Op onze PAAZ werken we met een multidisciplinair team (verpleegkundigen, zorgkundigen, psychologe, ergotherapeuten, sociaal werker en psychiaters) volgens een bio-psycho-sociaal werkmodel, waarbij we de verschillende aspecten en domeinen van het menselijk leven proberen in kaart te brengen. 

Een opname is een moeilijke periode voor de patiënt en zijn omgeving. Het is een noodzakelijk kwaad, een begin van een nieuwe periode, hopelijk een aanzet tot verandering. Er wordt tijdens een opname aan de patiënt de mogelijkheid geboden, om zonder teveel druk van buiten uit, op een intensieve, gestructureerde en geïndividualiseerde wijze aan een probleem te werken met behulp van een deskundig, multidisciplinair team. 

Er wordt geprobeerd om de patiënt zo snel mogelijk naar zijn vertrouwde omgeving terug te oriënteren van waaruit therapie kan worden verder gezet. Daarom zal men over het algemeen zo snel mogelijk met de patiënt en diens omgeving duidelijke afspraken maken rond doelstellingen en duur van opname en behandeling. Er wordt gehandeld in nauwe samenwerking met de omgeving van de patiënt. 
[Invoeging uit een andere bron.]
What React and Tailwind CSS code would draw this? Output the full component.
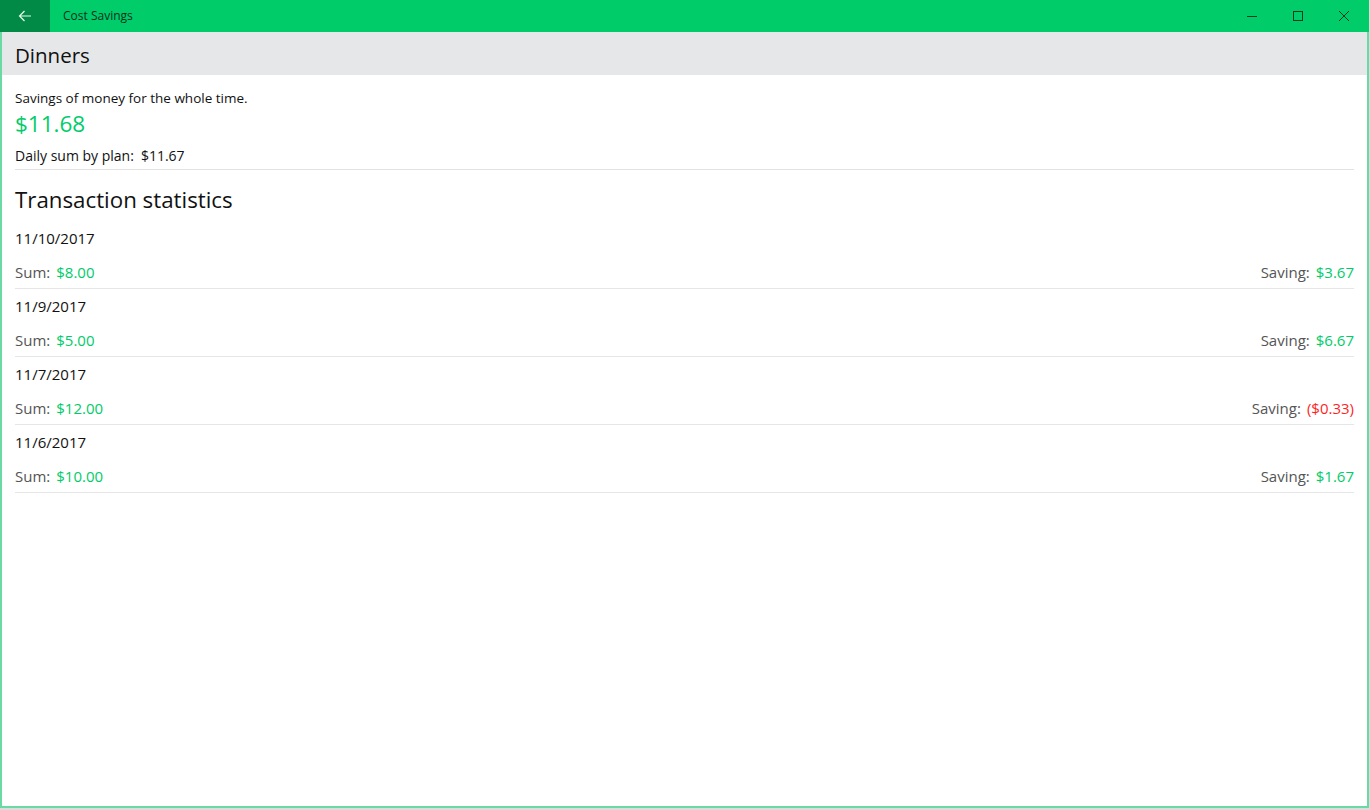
import React from 'react';

const rows = [
  { date: '11/10/2017', sum: '$8.00', saving: '$3.67', neg: false },
  { date: '11/9/2017', sum: '$5.00', saving: '$6.67', neg: false },
  { date: '11/7/2017', sum: '$12.00', saving: '($0.33)', neg: true },
  { date: '11/6/2017', sum: '$10.00', saving: '$1.67', neg: false },
];

function TitleBar() {
  return (
    <div className="flex h-8 items-stretch bg-[#00cc6a]">
      <div className="flex w-[50px] items-center justify-center bg-[#008a46]">
        <svg width="14" height="12" viewBox="0 0 14 12" fill="none" stroke="#e8f7ee" strokeWidth="1.2">
          <path d="M13 6H1.5M6.5 1L1.5 6l5 5" />
        </svg>
      </div>
      <div className="flex flex-1 items-center pl-[13px] text-[12px] text-[#06311b]">Cost Savings</div>
      <div className="flex items-center text-[#0b3b22]">
        <div className="flex w-[46px] justify-center">
          <svg width="12" height="12" viewBox="0 0 12 12" stroke="currentColor" strokeWidth="1">
            <path d="M1 6.5h10" />
          </svg>
        </div>
        <div className="flex w-[46px] justify-center">
          <svg width="12" height="12" viewBox="0 0 12 12" fill="none" stroke="currentColor" strokeWidth="1">
            <rect x="1.5" y="1.5" width="9" height="9" />
          </svg>
        </div>
        <div className="flex w-[46px] justify-center">
          <svg width="12" height="12" viewBox="0 0 12 12" stroke="currentColor" strokeWidth="1">
            <path d="M1 1l10 10M11 1L1 11" />
          </svg>
        </div>
        <div className="w-[2px]" />
      </div>
    </div>
  );
}

export default function App() {
  return (
    <div className="h-[810px] w-[1370px] overflow-hidden bg-[#dcdcdc] font-['Open_Sans',sans-serif]">
      <div className="flex h-[808px] w-[1369px] flex-col bg-white">
        <TitleBar />
        <div className="flex flex-1 flex-col border-x-2 border-b-2 border-[#6ad9a3]">
          <div className="flex h-[43px] items-center bg-[#e6e7e8] pl-[13px] pt-[3px] text-[20.5px] text-[#111]">Dinners</div>
          <div className="flex flex-col px-[13px]">
            <div className="pt-[13px] text-[13.5px] leading-[20px] text-[#111]">Savings of money for the whole time.</div>
            <div className="text-[22.5px] leading-[32px] text-[#00cc6a]">$11.68</div>
            <div className="flex gap-[7px] pt-[6px] text-[14px] leading-[20px] text-[#111]">
              <span>Daily sum by plan:</span>
              <span>$11.67</span>
            </div>
            <div className="mt-[3px] h-px bg-[#e2e2e2]" />
            <div className="pt-[14px] text-[22.3px] leading-[31px] text-[#111]">Transaction statistics</div>
            <div className="flex flex-col pt-[6px]">
              {rows.map((r) => (
                <div key={r.date} className="flex flex-col border-b border-[#e6e6e6]">
                  <div className="flex h-[35px] items-center text-[15px] text-[#111]">{r.date}</div>
                  <div className="flex h-[32px] items-center justify-between text-[15px]">
                    <div className="flex gap-[6px]">
                      <span className="text-[#555]">Sum:</span>
                      <span className="text-[#00cc6a]">{r.sum}</span>
                    </div>
                    <div className="flex gap-[6px]">
                      <span className="text-[#555]">Saving:</span>
                      <span className={r.neg ? 'text-[#ff1f1f]' : 'text-[#00cc6a]'}>{r.saving}</span>
                    </div>
                  </div>
                </div>
              ))}
            </div>
          </div>
        </div>
      </div>
    </div>
  );
}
Over het algemeen proberen we ons te houden aan volgend behandelprogramma verspreid over een aantal weken:

  • Het verzamelen van informatie – observatie – gesprekken met arts, verpleegkundige, sociaal werker
  • Het exploreren van de hulpvraag – formuleren van behandeldoelen – gesprekken met de arts, individueel begeleider, sociaal werker, inschakeling in het therapieprogramma
  • Het uitvoeren van het stappenplan – volgen van therapieprogramma
  • De afrondingsfase, evaluatie, maken van nazorgafspraken met eventueel zijn/haar omgeving

Diagnose stellen

Men probeert dmv informatie inwinnen en observatie te komen tot een correcte diagnose van de problematiek (lichamelijk, intra-psychisch, socio-familiaal, professioneel,…). We gaan de dialoog aan met de patiënt (anamnese) en zijn omgeving (hetero anamnese) om zoveel mogelijk informatie te verzamelen en we observeren het gedrag en de interactiepatronen van de patiënt (op gebied van ADL, slaap- en eetpatroon, omgang met medepatiënten en hulpverleners, omgang met beperkingen en afdelingsafspraken, observatie tijdens activiteiten zowel individueel als in groep, ….). 
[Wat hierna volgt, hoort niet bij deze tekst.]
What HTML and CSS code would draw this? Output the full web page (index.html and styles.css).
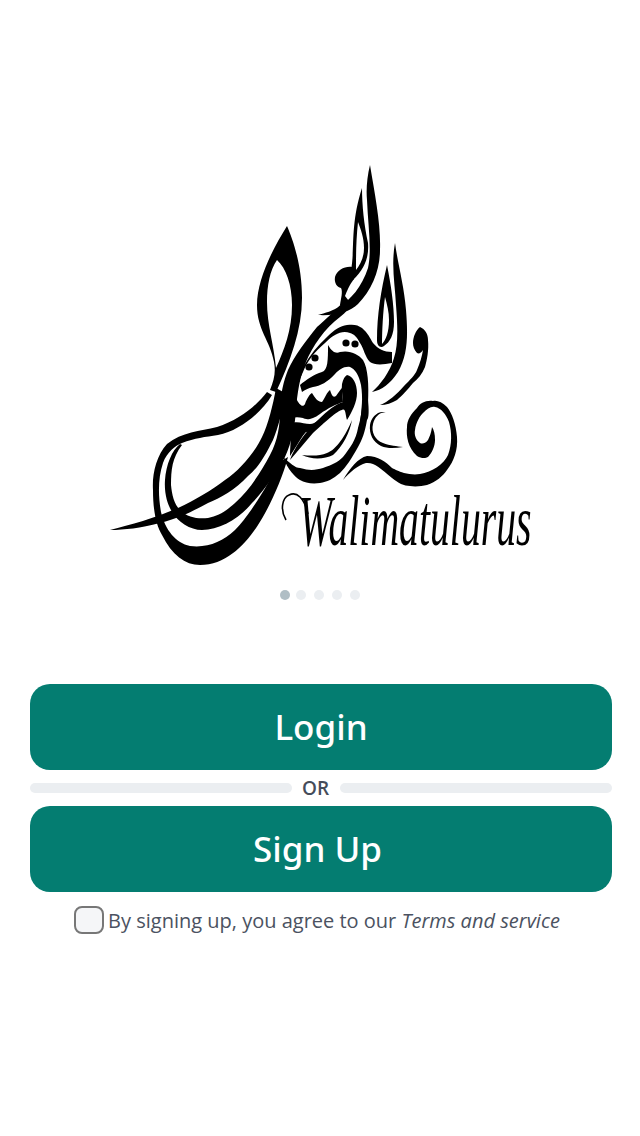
FILE: index.html
```html
<!DOCTYPE html>
<html lang="en">
<head>
    <meta charset="UTF-8">
    <meta name="viewport" content="width=device-width, initial-scale=1.0">
    <title>Walimatulurus</title>
    <link rel="stylesheet" href="styles.css">
</head>
<body>

    <div class="page">
        <!-- logo: coordinates in the viewBox are page pixels -->
        <svg class="logo" viewBox="100 150 440 430" role="img" aria-label="Walimatulurus">
            <!-- tall loop -->
            <path fill-rule="evenodd" d="M287 226 C293 240 302 265 302 298 C302 330 290 362 276 392 L270 390 C274 380 276 372 274 362 C270 340 257 330 257 305 C257 280 272 250 287 226 Z M277 260 C270 270 267 285 267 302 C267 325 274 345 276 368 C284 350 292 330 292 305 C292 285 286 268 277 260 Z"/>
            <!-- outer bowl -->
            <path d="M267 392 C258 404 240 420 217 427 C200 431 182 432 167 444 C156 456 152 475 153 490 C153 510 156 525 162 535 C172 555 185 565 200 565 C226 565 245 545 258 525 C268 510 282 480 288 457 L278 463 C270 482 250 515 235 530 C222 542 208 548 190 546 C176 543 165 530 161 512 C158 495 158 478 163 463 C167 452 175 446 182 443 C195 438 205 437 218 435 C240 431 262 412 272 395 Z"/>
            <!-- spear -->
            <path d="M110 530 C130 525 155 518 178 508 C195 500 212 490 225 480 C240 470 255 452 262 437 C268 425 273 405 276 388 L285 393 C283 410 278 428 273 440 C265 456 258 468 248 476 C235 490 220 498 208 503 C195 510 180 518 160 523 C140 528 125 530 110 530 Z"/>
            <!-- middle ribbon, runs up to the blob -->
            <path d="M180 444 C172 450 166 465 165 480 C164 495 168 505 172 512 C178 522 190 530 202 530 C220 530 240 518 252 503 C265 490 278 470 285 457 C292 442 295 425 296 410 C297 395 300 375 306 362 C312 347 325 328 340 317 C346 312 350 308 352 303 L345 300 C338 308 325 320 317 327 C305 342 295 355 288 370 C284 380 280 395 280 410 C280 425 278 440 270 455 C262 470 250 490 235 503 C225 512 218 516 208 518 C198 519 188 518 180 510 C174 504 172 495 171 485 C171 470 172 458 182 445 Z"/>
            <!-- spires -->
            <path d="M370 165 C375 195 381 225 380 250 C380 270 372 290 358 304 C350 312 335 316 318 315 C325 313 333 311 340 306 C350 300 362 287 368 268 C372 250 368 225 367 200 C366 190 367 177 370 165 Z"/>
            <path d="M335 277 C337 270 345 266 352 267 L354 279 C351 283 349 286 345 296 L352 305 L340 305 C341 298 343 292 341 288 C337 287 334 283 335 277 Z"/>
            <path fill-rule="evenodd" d="M362 188 C362 205 364 225 368 243 C369 255 366 268 353 280 L351 270 C355 250 350 225 362 188 Z M358 222 C356 240 356 258 356 270 C360 265 364 258 364 248 C364 238 361 230 358 222 Z"/>
            <path d="M395 243 C398 265 404 285 406 310 C408 335 408 355 398 372 C390 384 382 390 372 392 C380 385 390 372 394 358 C398 345 398 330 396 305 C395 285 391 265 395 243 Z"/>
            <path fill-rule="evenodd" d="M387 265 C381 290 377 315 377 340 C377 347 381 348 384 346 C390 342 394 335 394 322 C394 305 391 285 387 265 Z M385 297 C383 312 382 330 382 344 C386 340 389 332 389 320 C389 312 387 304 385 297 Z"/>
            <!-- arch under the spires -->
            <path d="M290 397 C294 385 298 375 303 367 C310 355 318 345 327 337 C335 329 340 326 347 325 C354 324 358 325 362 328 C368 333 370 338 373 343 C378 349 384 352 392 352 L392 363 C382 365 374 365 370 362 C365 357 364 349 360 343 C357 337 354 334 350 333 C345 331 340 332 335 335 C330 338 328 340 325 343 C314 352 307 362 303 372 C299 380 297 388 295 397 Z"/>
            <!-- right waw -->
            <path d="M420 327 C425 329 428 334 428 340 C429 350 427 360 425 367 C422 374 418 379 413 383 C408 389 402 396 397 400 C392 403 386 405 380 405 C388 402 397 394 404 386 C410 380 415 375 417 370 C420 363 422 356 423 350 C421 353 419 354 417 353 C414 350 413 346 413 343 C413 337 416 330 420 327 Z"/>
            <!-- dots -->
            <circle cx="346" cy="343" r="3.6"/>
            <circle cx="355" cy="344" r="3.6"/>
            <circle cx="315" cy="358" r="3.6"/>
            <circle cx="309" cy="367" r="3.6"/>
            <!-- centre letters -->
            <path d="M300 385 C306 380 314 374 322 372 C328 370 328 360 328 345 C332 352 336 354 340 352 C350 350 358 354 363 360 C368 368 369 385 368 403 C367 412 364 418 360 422 C362 410 363 398 361 385 C359 375 355 369 350 367 C344 366 339 370 335 374 C328 382 320 386 313 387 C308 388 305 390 302 392 Z"/>
            <path d="M347 375 C353 376 357 384 357 393 C357 402 352 412 347 420 C345 414 346 408 342 410 C337 411 325 422 313 433 C305 442 297 452 290 460 C294 448 305 432 318 420 C328 410 336 404 343 402 C343 396 341 390 342 384 C343 379 345 376 347 375 Z"/>
            <path d="M282 420 C287 412 292 402 296 398 C299 405 303 408 305 404 C307 398 310 394 312 393 C315 398 318 402 322 402 C325 398 327 392 330 390 C332 396 333 398 336 396 C339 392 340 390 342 388 L343 402 C337 404 328 408 320 414 C312 420 306 420 303 418 C296 416 290 418 282 420 Z"/>
            <path d="M290 424 C296 420 304 424 310 424 C316 424 320 418 328 412 C322 424 314 432 306 432 C302 436 298 444 290 456 C290 446 292 434 290 424 Z"/>
            <!-- bowl under the centre letters -->
            <path d="M283 457 C290 463 295 468 300 468 C310 471 316 470 323 468 C332 465 338 462 343 457 C350 448 356 440 358 428 C361 418 362 410 362 400 L368 400 C369 410 369 418 367 420 C365 432 362 440 358 447 C352 458 346 467 340 473 C333 479 327 482 320 483 C312 484 305 483 300 480 C295 477 288 470 283 457 Z"/>
            <path d="M302 455 C312 456 320 456 327 453 C336 450 346 435 352 420 C350 432 343 446 333 455 C325 459 312 460 302 455 Z"/>
            <!-- wave and big curl -->
            <path d="M343 480 C350 472 358 465 366 463 C374 462 380 468 392 478 C398 483 404 486 410 486 C416 487 422 486 427 485 C436 482 443 476 447 470 C454 461 458 450 457 437 C456 424 452 413 447 407 C442 402 437 400 433 401 C426 400 420 403 417 408 C411 414 407 420 407 427 C406 436 408 448 417 456 C422 459 426 458 428 457 C432 453 435 446 435 440 C435 434 434 430 432 427 C431 434 429 438 428 440 C425 444 422 444 420 443 C416 440 414 435 415 430 C416 422 420 416 423 413 C427 409 431 406 435 407 C441 408 446 414 449 422 C452 432 452 445 448 455 C444 464 432 472 420 474 C414 475 409 474 404 473 C398 471 396 470 392 468 C386 462 378 456 367 456 C358 458 350 468 343 480 Z"/>
            <!-- small curl -->
            <path d="M387 413 C381 411 375 416 373 424 C371 432 375 440 383 443 C390 446 397 446 403 447 C396 448 388 449 381 446 C373 442 369 434 370 425 C371 417 379 409 387 413 Z"/>
            <!-- swash on the W -->
            <path class="swash" d="M286 520 C280 510 282 498 289 495 C297 491 304 498 308 514"/>
            <text class="logo-name" transform="translate(299 545) scale(0.552 1)">Walimatulurus</text>
        </svg>

        <div class="dots">
            <span class="dot dot-active"></span>
            <span class="dot"></span>
            <span class="dot"></span>
            <span class="dot"></span>
            <span class="dot"></span>
        </div>

        <div class="actions">
            <button class="btn">Login</button>
            <div class="divider">
                <span class="line line-left"></span>
                <span class="or">OR</span>
                <span class="line"></span>
            </div>
            <button class="btn btn-signup">Sign Up</button>
            <label class="terms">
                <input type="checkbox" class="terms-check">
                <span>By signing up, you agree to our <em>Terms and service</em></span>
            </label>
        </div>
    </div>

</body>
</html>
```

FILE: styles.css
```css
body {
    margin: 0;
    background-color: #ffffff;
    font-family: "Open Sans", "Noto Sans", sans-serif;
}

.page {
    display: flex;
    flex-direction: column;
    min-height: 1136px;
    padding-top: 150px;
    box-sizing: border-box;
}

.logo {
    display: block;
    width: 440px;
    height: 430px;
    margin: 0 auto;
    overflow: visible;
}

.swash {
    fill: none;
    stroke: #000000;
    stroke-width: 1.6;
}

.logo-name {
    font-family: "Liberation Serif", serif;
    font-style: italic;
    font-size: 72px;
    fill: #000000;
}

.dots {
    display: flex;
    justify-content: center;
    align-items: center;
    gap: 8px;
    margin-top: 10px;
}

.dot {
    width: 10px;
    height: 10px;
    border-radius: 50%;
    background-color: #ebeef1;
}

.dot-active {
    background-color: #b0bec5;
    margin-right: -2px;
}

.actions {
    display: flex;
    flex-direction: column;
    margin-top: 84px;
    padding: 0 28px 0 30px;
}

.btn {
    height: 86px;
    padding-bottom: 3px;
    border: none;
    border-radius: 20px;
    background-color: #047d71;
    color: #ffffff;
    font-family: "Noto Sans", sans-serif;
    font-size: 35px;
    font-weight: 500;
    cursor: pointer;
}

.btn-signup {
    padding-right: 13px;
}

.divider {
    display: flex;
    align-items: center;
    height: 36px;
    gap: 10px;
}

.line {
    flex: 1;
    height: 10px;
    border-radius: 5px;
    background-color: #ebeef1;
}

.line-left {
    flex: none;
    width: 262px;
}

.or {
    width: 28px;
    color: #454c5a;
    font-size: 19px;
    font-weight: 600;
    white-space: nowrap;
}

.terms {
    display: flex;
    justify-content: center;
    align-items: center;
    gap: 4px;
    margin-top: 14px;
    padding-right: 8px;
    color: #4b5261;
    font-size: 20px;
}

.terms-check {
    appearance: none;
    width: 30px;
    height: 28px;
    margin: 0;
    border: 2px solid #777777;
    border-radius: 8px;
    background-color: #f5f6f8;
}
```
Hierbij kan een psychologische testing een noodzakelijke aanvulling zijn (persoonlijkheidsonderzoek, diagnostische testbatterijen, cognitieve functietesten,….). elk teamlid voegt aan de observatie de gegevens toe die hij vanuit zijn discipline heeft kunnen opmaken, zodat we daarna in gemeenschappelijk overleg tot een diagnose of werkhypothese kunnen komen. 

Aanbod behandeling 

We richten het (be)handelen binnen een multidisciplinaire aanpak op een verbeteren van het welzijn en het functioneren van de patiënt binnen zijn context (gezin, familie, werk, hobby’s, …) op de verschillende levensdomeinen. Gezien we op de PAAZ te maken hebben met een zeer heterogene patiëntengroep kan de doelstelling van de hospitalisatie en de behandeling individueel nogal verschillen van de ene patiënt tot de andere, en is een persoonlijk accent in het beleid en de behandeling wenselijk. Hierbij kunnen meerdere therapiemodellen (cliëntcentered, gedragstherapie, analytische therapie, oplossingsgerichte therapie, …) hetzij in combinatie of alleen gehanteerd worden.